Anxiety can be a useful tool given the right context. Think about what would happen if we never developed the ability to respond to stressful situations. The earliest humans lived in a harsh world and needed to adapt to situations as they arose. They wouldn’t have made it very long if they couldn’t run away from danger or fight to protect themselves.
Most of us live in a much more stable and secure environment than did our ancestors. However, we still suffer from anxiety even though we’re not at the mercy of a predator or the elements—and that can be good. You want to feel those butterflies when you’re going in for a job interview or are about to buy your first home. These events are atypical to your normal, day-to-day routine and should provoke a response. However, once the stressful event is over, we should expect to return to physiological balance…and most of us do.
Anxiety becomes a problem when it spills over into our everyday lives. For a person with an anxiety disorder normal tasks like going to the grocery store or even leaving the house can feel like an insurmountable challenge. For those who suffer from constant fear, worry or panic, normal situations in their external environmental can be perceived to be as threatening as facing off with a grizzly bear. With clinical anxiety, the person’s body is actually producing the same physiologic chemical reaction as if they were in a very dangerous encounter with a hungry animal. The reality though, is that there is no real threat.
A series of repetitive, highly charged, emotionally stressful events that occur in a person’s life within a short time frame could turn on the body’s stress response over and over again. When the stress response is turned on and can’t turn off, the body’s survival mechanisms are activated and can stay that way for long periods of time. When someone lives in survival mode, they are living in a state of emergency, and are continually prepared for peril. The brain and body are always highly aroused.

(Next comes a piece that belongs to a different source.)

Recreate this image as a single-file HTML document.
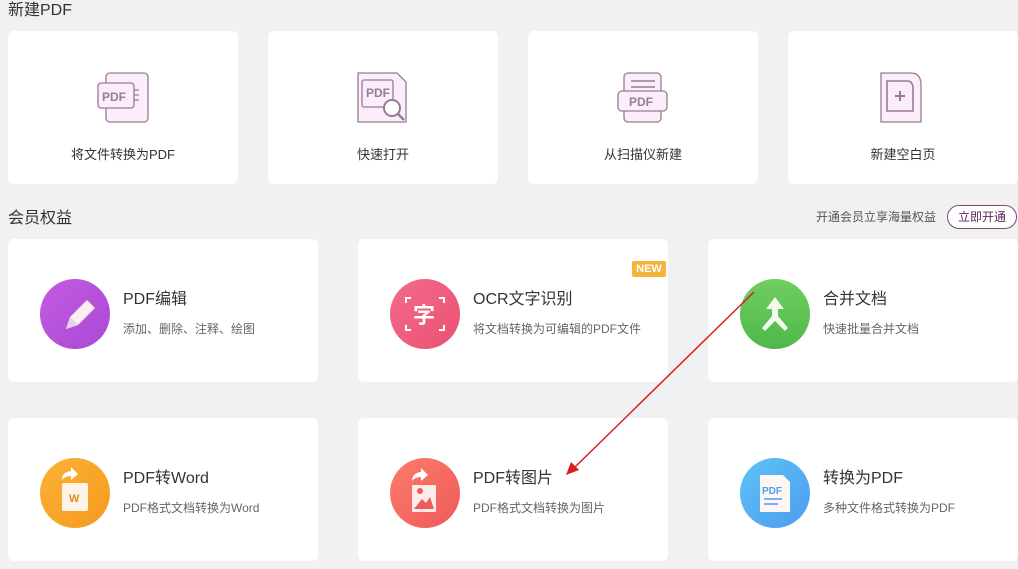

Here is where things can go from bad to worse. In preparation for the next perceived threat, a person will think about some future worst-case scenario – based on a specific past memory – and will emotionally embrace it with such focus and concentration, that their body begins to believe that it is living in that future reality in the present moment. Why? Because the body is the unconscious mind. It does not know the difference between an actual experience in life that creates an emotion or when an emotion is created by thought alone. As a result, the body can get knocked out of homeostasis just by thinking.
It is the redundancy of this process that conditions the body to become the mind of fear. In other words, anxiety is now subconsciously programmed into the body. In fact, when someone falls prey to a panic attack, they can try to control it with their conscious mind, but because it has been programmed into the body subconsciously, they have no ability to stop it because their body has literally become the mind of anxiety.

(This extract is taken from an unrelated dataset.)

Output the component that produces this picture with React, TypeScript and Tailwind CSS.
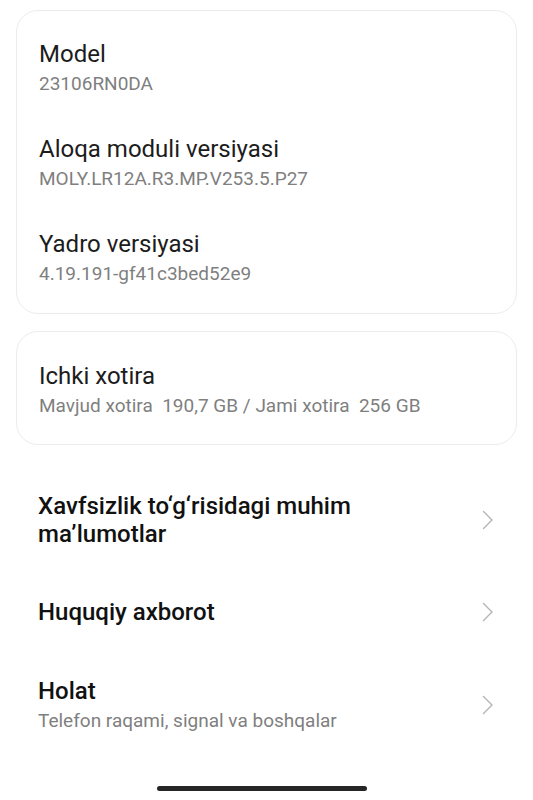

The physiology of an anxiety attack can be quite terrifying. Indeed, increased heart rate, shallow or labored breathing, excessive sweating, dizziness and the feeling of detachment convince a person they are in mortal danger. When this happens the sympathetic branch of the autonomic nervous system is turned on and has taken control.
Since anxiety attacks are a byproduct of hyper-vigilance—of constant preparation for the next stressful experience – then is it possible to reverse the process and teach an individual, through meditation, to become conscious of their subconscious or unconscious thoughts and feelings related to an imagined horrible outcome? If the purpose of meditation is to get beyond the analytical mind in order to move from the conscious mind into the subconscious mind, then is it possible to change the program? What if a person was taught how to settle the brain and body into the present moment over and over again? By living in the present moment even for 20-30 minutes at a time, shouldn’t the body (as well as the brain), start to feel safe, more relaxed and ultimately more balanced?
Is it also possible to then recondition the body to a new mind? To the mind of peace or joy, just by doing the exact same process that created the anxiety? In other words, what if a person selected a new future healthy or joyful experience and emotionally embraced that future with the same passion that created the anxiety in the first place? Over time, could their body begin to be conditioned to believe that it is living in that future scenario and subconsciously become the mind of joy?